Jim Crow Museum
1010 Campus Drive
Big Rapids, MI 49307
I recently discovered the Jim Crow Museum website and I love what you have done. American history has largely been whitewashed, at least in my personal experience, and I think it's extremely important for people to see the racist images you have collected and to realize how pervasive, casual, and brutal racism was in the Jim Crow era, especially in the context of an honest, open discussion of past and present race relations. The website is fascinating and I spend hours every time I visit it and have been thinking about what I've read and seen there pretty much constantly. I love all the essays and letters you include; it's great to read all the different opinions people have about your museum and its purpose.
So here is my question: There is not a lot on your site dealing with Uncle Remus. I suppose I would be considered a nostalgic on the topic. My mother read me the stories and I saw nothing offensive in them for most of my life, because I didn't experience them in the context of racism or nostalgia for the Antebellum South. I assumed Uncle Remus babysat the children and was called "uncle" because he was a close family friend, and that the dialect was just how people talked at that place and time. I don't remember any stereotyped images in the illustrations. To my worldview as a young child growing up in a racially diverse community in Los Angeles in the 80s, there was nothing offensive about the book, and the races of the main characters meant nothing to me. I have deeply loved, even been obsessed with, both rabbits and folklore for my entire life, and I am very reluctant to give up the Uncle Remus stories because of the racist history surrounding them.
What particularly troubles me is that the Uncle Remus stories are derived from African American folklore, and I think it's outrageous to throw them away because of their associations. I've studied Native American groups that have lost all or virtually all their native folklore, and I think it's an immense loss, and if some stories had survived, even if they were collected in a racist context and appropriated as part of White culture, I would consider them valuable. I've had arguments about this with my boyfriend, who thinks everything to do with Uncle Remus is odious. I would like to read the stories to my children someday, perhaps in the Julius Lester version, but I don't want to do something harmful because I'm being naive.

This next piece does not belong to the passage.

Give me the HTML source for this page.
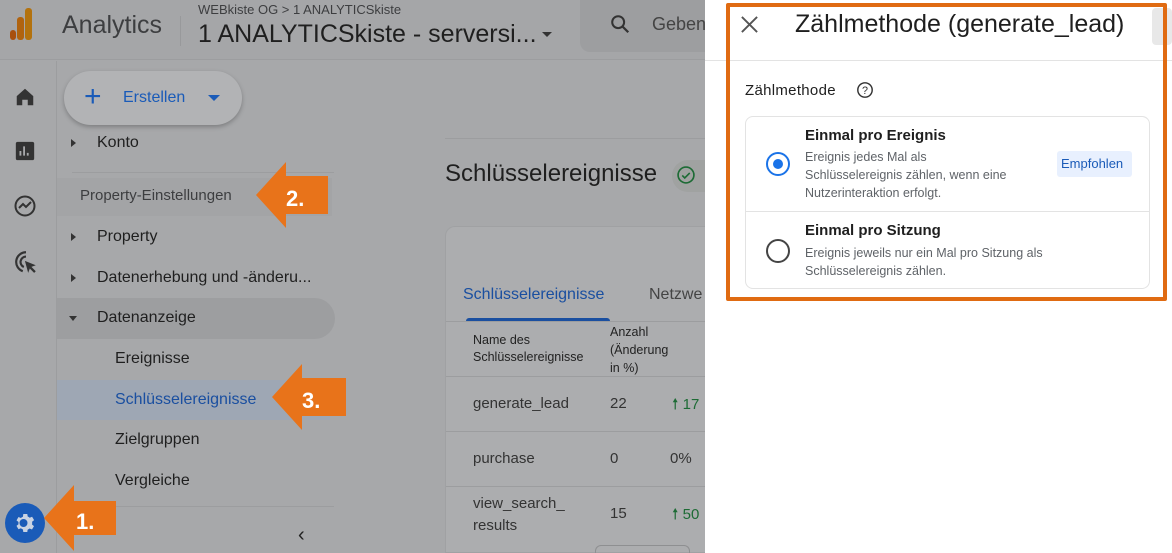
<!DOCTYPE html>
<html style="overflow:hidden;width:1172px;height:553px"><head><meta charset="utf-8"><style>
*{margin:0;padding:0;box-sizing:border-box}
body{width:1172px;height:553px;overflow:hidden;position:relative;background:#a7a8aa;font-family:"Liberation Sans",sans-serif;color:#1f1f1f}
.a{position:absolute;white-space:nowrap}
.arrow{position:absolute}
</style></head><body>
<!-- header -->
<div class="a" style="left:0;top:0;width:705px;height:60px;background:#a5a6a8;border-bottom:1px solid #9c9d9f"></div>
<div class="a" style="left:10px;top:30px;width:6px;height:10px;background:#a8500f;border-radius:3px"></div>
<div class="a" style="left:17px;top:17px;width:7px;height:23px;background:#b0630f;border-radius:3px"></div>
<div class="a" style="left:25px;top:8px;width:7px;height:32px;background:#b3720e;border-radius:3px"></div>
<div class="a" style="left:62px;top:11px;font-size:25px;color:#3d3e40">Analytics</div>
<div class="a" style="left:180px;top:16px;width:1px;height:30px;background:#98999b"></div>
<div class="a" style="left:198px;top:2px;font-size:13px;color:#3d3e40">WEBkiste OG &gt; 1 ANALYTICSkiste</div>
<div class="a" style="left:198px;top:20px;font-size:25px;color:#1f1f1f">1 ANALYTICSkiste - serversi...</div>
<div class="a" style="left:542px;top:32px;border:5px solid transparent;border-top:5px solid #333"></div>
<div class="a" style="left:580px;top:0;width:125px;height:52px;background:#9d9ea0;border-radius:0 0 0 10px"></div>
<svg class="a" style="left:609px;top:13px" width="22" height="22" viewBox="0 0 24 24"><circle cx="10" cy="10" r="6.5" fill="none" stroke="#333" stroke-width="2.2"/><path d="M15 15l6 6" stroke="#333" stroke-width="2.5"/></svg>
<div class="a" style="left:652px;top:14px;font-size:18px;color:#444">Geben</div>
<!-- left rail -->
<div class="a" style="left:56px;top:61px;width:1px;height:492px;background:#9c9d9f"></div>
<svg class="a" style="left:14px;top:86px" width="22" height="22" viewBox="0 0 24 24"><path d="M3 11L12 3l9 8v10h-6v-6h-6v6H3z" fill="#333"/></svg>
<svg class="a" style="left:14px;top:140px" width="22" height="22" viewBox="0 0 24 24"><rect x="2" y="2" width="20" height="20" rx="2" fill="#333"/><path d="M7 17v-5M11 17V7M15 17v-3" stroke="#a7a8aa" stroke-width="2"/></svg>
<svg class="a" style="left:13px;top:194px" width="24" height="24" viewBox="0 0 24 24"><circle cx="12" cy="12" r="9.5" fill="none" stroke="#333" stroke-width="2"/><path d="M6 14l4-4 3 3 5-5" fill="none" stroke="#333" stroke-width="2"/></svg>
<svg class="a" style="left:13px;top:249px" width="26" height="26" viewBox="0 0 24 24"><path d="M12 3a9 9 0 0 0-3 17.5M12 7a5 5 0 0 0-2 9.6" fill="none" stroke="#333" stroke-width="2"/><path d="M11 11l10 4-4 1.5 4 4-1.5 1.5-4-4L14 22z" fill="#333"/></svg>
<div class="a" style="left:5px;top:503px;width:40px;height:40px;border-radius:50%;background:#1a5bb8"></div>
<svg class="a" style="left:13px;top:511px" width="24" height="24" viewBox="0 0 24 24"><path d="M12 8a4 4 0 1 0 0 8 4 4 0 0 0 0-8zm8.5 5.5l2 1.6-2 3.4-2.4-1a8 8 0 0 1-2 1.2L15.8 21h-4l-.4-2.5a8 8 0 0 1-2-1.2l-2.4 1-2-3.4 2-1.6a8 8 0 0 1 0-2.3l-2-1.6 2-3.4 2.4 1a8 8 0 0 1 2-1.2L11.8 3h4l.4 2.5a8 8 0 0 1 2 1.2l2.4-1 2 3.4-2 1.6a8 8 0 0 1 0 2.3z" fill="#c9d3e3" transform="translate(-1.5 0)"/><circle cx="10.5" cy="12" r="2.6" fill="#1a5bb8"/></svg>
<!-- nav -->
<div class="a" style="left:64px;top:71px;width:178px;height:54px;border-radius:27px;background:#b2b3b5;box-shadow:0 2px 5px rgba(0,0,0,.25)"></div>
<div class="a" style="left:84px;top:82px;font-size:30px;color:#1a5bb8;line-height:30px">+</div>
<div class="a" style="left:123px;top:89px;font-size:16px;color:#1a5bb8">Erstellen</div>
<div class="a" style="left:208px;top:95px;border:6px solid transparent;border-top:6px solid #1a5bb8"></div>
<div class="a" style="left:71px;top:139px;border:4px solid transparent;border-left:5px solid #333"></div>
<div class="a" style="left:97px;top:134px;font-size:16px">Konto</div>
<div class="a" style="left:72px;top:172px;width:262px;height:1px;background:#9c9d9f"></div>
<div class="a" style="left:57px;top:178px;width:275px;height:38px;background:#a3a4a6"></div>
<div class="a" style="left:80px;top:187px;font-size:15px;color:#3d3e40">Property-Einstellungen</div>
<div class="a" style="left:71px;top:233px;border:4px solid transparent;border-left:5px solid #333"></div>
<div class="a" style="left:97px;top:228px;font-size:16px">Property</div>
<div class="a" style="left:71px;top:274px;border:4px solid transparent;border-left:5px solid #333"></div>
<div class="a" style="left:97px;top:269px;font-size:16px">Datenerhebung und -änderu...</div>
<div class="a" style="left:57px;top:298px;width:278px;height:41px;background:#9d9ea0;border-radius:0 21px 21px 0"></div>
<div class="a" style="left:69px;top:316px;border:4px solid transparent;border-top:5px solid #333"></div>
<div class="a" style="left:97px;top:309px;font-size:16px">Datenanzeige</div>
<div class="a" style="left:115px;top:350px;font-size:16px">Ereignisse</div>
<div class="a" style="left:57px;top:380px;width:273px;height:40px;background:#9ea7b4"></div>
<div class="a" style="left:115px;top:391px;font-size:16px;color:#1a4fa0">Schlüsselereignisse</div>
<div class="a" style="left:115px;top:431px;font-size:16px">Zielgruppen</div>
<div class="a" style="left:115px;top:472px;font-size:16px">Vergleiche</div>
<div class="a" style="left:72px;top:506px;width:262px;height:1px;background:#9c9d9f"></div>
<div class="a" style="left:298px;top:524px;font-size:20px;color:#222">‹</div>
<!-- main -->
<div class="a" style="left:445px;top:138px;width:260px;height:1px;background:#9c9d9f"></div>
<div class="a" style="left:445px;top:160px;font-size:24px;color:#1f1f1f">Schlüsselereignisse</div>
<div class="a" style="left:672px;top:160px;width:33px;height:32px;border-radius:16px 0 0 16px;background:#a0a2a1"></div>
<svg class="a" style="left:676px;top:165px" width="20" height="20" viewBox="0 0 24 24"><circle cx="12" cy="12" r="9.5" fill="none" stroke="#1d6b35" stroke-width="2"/><path d="M7.5 12.5l3 3 6-6" fill="none" stroke="#1d6b35" stroke-width="2"/></svg>
<div class="a" style="left:445px;top:226px;width:260px;height:327px;background:#acadaf;border:1px solid #a0a1a3;border-right:none;border-radius:10px 0 0 0"></div>
<div class="a" style="left:463px;top:286px;font-size:16px;color:#1a4fa0">Schlüsselereignisse</div>
<div class="a" style="left:649px;top:286px;font-size:16px;color:#444">Netzwe</div>
<div class="a" style="left:466px;top:318px;width:144px;height:4px;background:#1a4fa0;border-radius:3px 3px 0 0"></div>
<div class="a" style="left:446px;top:321px;width:259px;height:1px;background:#9c9d9f"></div>
<div class="a" style="left:473px;top:332px;font-size:12.5px;line-height:17px;color:#222">Name des<br>Schlüsselereignisse</div>
<div class="a" style="left:610px;top:323px;font-size:12.5px;line-height:18px;color:#222">Anzahl<br>(Änderung<br>in %)</div>
<div class="a" style="left:446px;top:376px;width:259px;height:1px;background:#9c9d9f"></div>
<div class="a" style="left:473px;top:395px;font-size:15px;color:#333">generate_lead</div>
<div class="a" style="left:610px;top:395px;font-size:15px;color:#333">22</div>
<div class="a" style="left:672px;top:394px;font-size:15px;color:#1d6b35">🠕 17</div>
<div class="a" style="left:446px;top:431px;width:259px;height:1px;background:#9c9d9f"></div>
<div class="a" style="left:473px;top:450px;font-size:15px;color:#333">purchase</div>
<div class="a" style="left:610px;top:450px;font-size:15px;color:#333">0</div>
<div class="a" style="left:670px;top:450px;font-size:15px;color:#333">0%</div>
<div class="a" style="left:446px;top:486px;width:259px;height:1px;background:#9c9d9f"></div>
<div class="a" style="left:473px;top:493px;font-size:15px;line-height:22px;color:#333">view_search_<br>results</div>
<div class="a" style="left:610px;top:505px;font-size:15px;color:#333">15</div>
<div class="a" style="left:672px;top:504px;font-size:15px;color:#1d6b35">🠕 50</div>
<div class="a" style="left:595px;top:545px;width:95px;height:8px;border:1px solid #8e8f91;border-bottom:none;border-radius:6px 6px 0 0"></div>
<!-- arrows -->
<svg class="arrow" style="left:256px;top:162px" width="74" height="66" viewBox="0 0 74 66"><path d="M0 33L30 0v14h42v38H30v14z" fill="#e8731a"/><text x="30" y="44" font-family="Liberation Sans" font-weight="bold" font-size="22" fill="#fff">2.</text></svg>
<svg class="arrow" style="left:272px;top:364px" width="74" height="66" viewBox="0 0 74 66"><path d="M0 33L30 0v14h44v38H30v14z" fill="#e8731a"/><text x="30" y="44" font-family="Liberation Sans" font-weight="bold" font-size="22" fill="#fff">3.</text></svg>
<svg class="arrow" style="left:44px;top:485px" width="74" height="66" viewBox="0 0 74 66"><path d="M0 33L30 0v16h42v34H30v16z" fill="#e8731a"/><text x="32" y="44" font-family="Liberation Sans" font-weight="bold" font-size="22" fill="#fff">1.</text></svg>
<!-- right panel -->
<div class="a" style="left:705px;top:0;width:467px;height:553px;background:#fff"></div>
<div class="a" style="left:705px;top:60px;width:467px;height:1px;background:#e3e3e3"></div>
<div class="a" style="left:1152px;top:8px;width:20px;height:37px;background:#e8e8e8;border-radius:4px"></div>
<div class="a" style="left:726px;top:3px;width:441px;height:298px;border:4px solid #e06b12;border-radius:2px"></div>
<svg class="a" style="left:740px;top:15px" width="19" height="19" viewBox="0 0 20 20"><path d="M2 2l16 16M18 2L2 18" stroke="#555" stroke-width="2"/></svg>
<div class="a" style="left:795px;top:10px;font-size:25px;color:#1f1f1f">Zählmethode (generate_lead)</div>
<div class="a" style="left:745px;top:82px;font-size:15px;color:#1f1f1f;letter-spacing:.3px">Zählmethode</div>
<svg class="a" style="left:856px;top:81px" width="18" height="18" viewBox="0 0 20 20"><circle cx="10" cy="10" r="8" fill="none" stroke="#333" stroke-width="1.6"/><text x="10" y="14.5" text-anchor="middle" font-family="Liberation Sans" font-size="12" fill="#333">?</text></svg>
<div class="a" style="left:745px;top:116px;width:405px;height:173px;border:1px solid #e3e3e3;border-radius:8px"></div>
<div class="a" style="left:746px;top:211px;width:403px;height:1px;background:#e3e3e3"></div>
<div class="a" style="left:766px;top:152px;width:24px;height:24px;border:2.5px solid #1a73e8;border-radius:50%"></div>
<div class="a" style="left:773px;top:159px;width:10px;height:10px;background:#1a73e8;border-radius:50%"></div>
<div class="a" style="left:805px;top:127px;font-size:15px;font-weight:bold;color:#1f1f1f">Einmal pro Ereignis</div>
<div class="a" style="left:805px;top:148px;font-size:12.5px;line-height:18px;color:#5f6368">Ereignis jedes Mal als<br>Schlüsselereignis zählen, wenn eine<br>Nutzerinteraktion erfolgt.</div>
<div class="a" style="left:1057px;top:151px;width:75px;height:26px;background:#e8f0fe;border-radius:3px"></div>
<div class="a" style="left:1061px;top:156px;font-size:13px;color:#1a5bb8">Empfohlen</div>
<div class="a" style="left:766px;top:239px;width:24px;height:24px;border:2px solid #444;border-radius:50%"></div>
<div class="a" style="left:805px;top:222px;font-size:15px;font-weight:bold;color:#1f1f1f">Einmal pro Sitzung</div>
<div class="a" style="left:805px;top:244px;font-size:12.5px;line-height:18px;color:#5f6368">Ereignis jeweils nur ein Mal pro Sitzung als<br>Schlüsselereignis zählen.</div>
</body></html>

What are your thoughts on enjoying and perpetuating pieces of American culture that came out of a racist tradition, such as Uncle Remus stories or Stephen Foster songs or Gone With the Wind? Is there a responsible way to do so or should all of these things simply stand as reminders of our country's dark past? I'd be very interested to hear your thoughts on the topic, and also to see more info about Uncle Remus, Joel Chandler Harris, and Song of the South on your site.
Thanks for reading my long letter, and thank you so much for founding the Jim Crow Museum!